Given the present scenario, I wonder whether we may be able to satisfy third-party auditors on new requirements. It is fine to say we can explain how we are trying to mitigate the risks in a given case. But what prevents an auditor from asking for written (hard copy or soft) evidence? It could turn out to be a case of bringing in requirements, e.g. for PFMAs, Control Plans PPAP and so on, through the backdoor, so to say, even though not called for in the standard.
 

Marc

Captain Nice
Staff member
Admin
#94
Thanks for the link. I rarely comment on links, but this essentially echo's my thoughts. RBT is going to be one of those "I know it when I see it" things which will cause a lot of confusion. I will repeat what I have said in the past - As long as at least one person in the company can speak to it, and is ready to explain to the auditor how the company "complies", no problem.

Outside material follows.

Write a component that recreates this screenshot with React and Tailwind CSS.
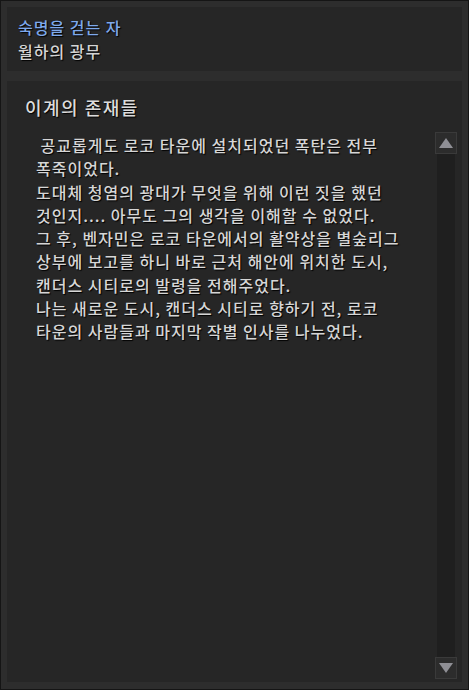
const LINES = [
  ' 공교롭게도 로코 타운에 설치되었던 폭탄은 전부',
  '폭죽이었다.',
  '도대체 청염의 광대가 무엇을 위해 이런 짓을 했던',
  '것인지.... 아무도 그의 생각을 이해할 수 없었다.',
  '그 후, 벤자민은 로코 타운에서의 활약상을 별숲리그',
  '상부에 보고를 하니 바로 근처 해안에 위치한 도시,',
  '캔더스 시티로의 발령을 전해주었다.',
  '나는 새로운 도시, 캔더스 시티로 향하기 전, 로코',
  '타운의 사람들과 마지막 작별 인사를 나누었다.',
]

const font = { fontFamily: '"Noto Sans CJK KR", "Noto Sans", sans-serif' }

function ScrollButton({ dir }) {
  return (
    <div className="w-[22px] h-[22px] shrink-0 border border-[#3a3a3a] bg-[#2c2c2c] flex items-center justify-center">
      <svg width="14" height="10" viewBox="0 0 14 10">
        {dir === 'up' ? (
          <polygon points="7,0 14,10 0,10" fill="#8f8f95" />
        ) : (
          <polygon points="0,0 14,0 7,10" fill="#8f8f95" />
        )}
      </svg>
    </div>
  )
}

export default function App() {
  return (
    <div
      className="w-[469px] h-[690px] bg-[#2d2d2d] border border-[#151515] p-[6px] pb-[7px] flex flex-col gap-[10px] font-medium [text-shadow:1px_1px_1px_#000]"
      style={font}
    >
      <div className="h-[64px] shrink-0 bg-[#262626] pl-[11px] pt-[8px] leading-[24px] text-[16px] tracking-[1px]">
        <div className="text-[#7ea9ec]">숙명을 걷는 자</div>
        <div className="text-[#d4d4d4]">월하의 광무</div>
      </div>

      <div className="flex-1 bg-[#262626] flex flex-col min-h-0">
        <div className="pl-[18px] pt-[13px] text-[18px] leading-[26px] tracking-[1.5px] text-[#dcdcdc]">이계의 존재들</div>
        <div className="flex-1 flex min-h-0 pt-[12px] pb-[3px] pr-[5px]">
          <div className="flex-1 pl-[29px] pt-[2px] text-[16px] leading-[23.3px] tracking-[1px] text-[#d6d6d6] whitespace-pre">
            {LINES.map((l, i) => (
              <div key={i}>{l}</div>
            ))}
          </div>
          <div className="w-[22px] flex flex-col">
            <ScrollButton dir="up" />
            <div className="flex-1 mx-[2px] bg-[#1f1f1f]" />
            <ScrollButton dir="down" />
          </div>
        </div>
      </div>
    </div>
  )
}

The question I have at this point is - If an auditor gets a "deer in the headlights" reply, how will the auditor write it up as a non-conformance?
 

John Broomfield

Staff member
Super Moderator
#96
RBT applied to contract review:

"With this customer we see the risk of having the pay the price of nonconformity as low. Therefore, we will ignore the costliest requirements in our quality planning. Our planning team will also apply the results of their risk-based thinking (RBT) in accordance with our new quality policy."

:sarcasm:
 
#97
How do you folks see this now?
Like most of the requirements, most successful organizations are doing things that meet the requirements, the challenge is setting the stage for it (manual or procedure) and capturing evidence.

I am a HUGE believer in the process approach, so I see RTB applied at the process level, rather than some centralized Risk process.

I plan to capture evidence in our current methods. For example, contract review and production planning. A few changes in wording in the procedure and form explains why looking at capacity is a risk assessment.
 

charanjit singh

Involved In Discussions
#98
As we all know, any successful organisation would ensure they take action needed to keep their customers satisfied. They would therefore naturally take into account any potential risks that could impact their ability to do so.

Coming to the satisfaction of the external auditors, one approach could be to list out potential risks along with the probability of occurrence of each. If the probability is very low/remote, it wouldn't justify investing into mitigation of the same. And if the probability is moderate to high, the organisation would already have taken corresponding and proportionate mitigation action. So all that is needed is to prepare such a list and show the same to an auditor if he insists on seeing something in black & white.
 

Helmut Jilling

Auditor / Consultant
#99
Most good companies have already been doing some degree of Risk based Thinking. Conceptually, it is not that new. But, they have not kept very cohesive records in each case.

I have been suggesting clients develop a simple multi-column matrix that shows what risks were identified, and what actions were taken. Add some simple columns for dates and responsibilities, and use it for each new project. Very similar to a Corrective Action Tracker.

I also recommend clients should analyze each process in their system, for any remaining risks, and consider if any actions should be taken. The same matrix can be applied to that exercise.
 

Jen Kirley

Quality and Auditing Expert
Staff member
Admin
I do agree with documenting the risks identified, not to satisfy the auditor but to help keep all of the responsible persons, as well as new process members, appraised of the status and determined areas of focus.

I have spent a fair amount of my time encouraging my clients to take credit for that which has already been done; checklists, as lowly as they seem, are absolutely fair to point to as RBT as long as people can describe their role in helping to control risk. RBT need not be complex to be effective, but people in the processes do need to understand it within the extent of their responsibility and authority.

This standard provides us with a chance to demystify system management and make it more holistic. There has been a great deal of uncertainty, mostly among those who gravitate toward complexity.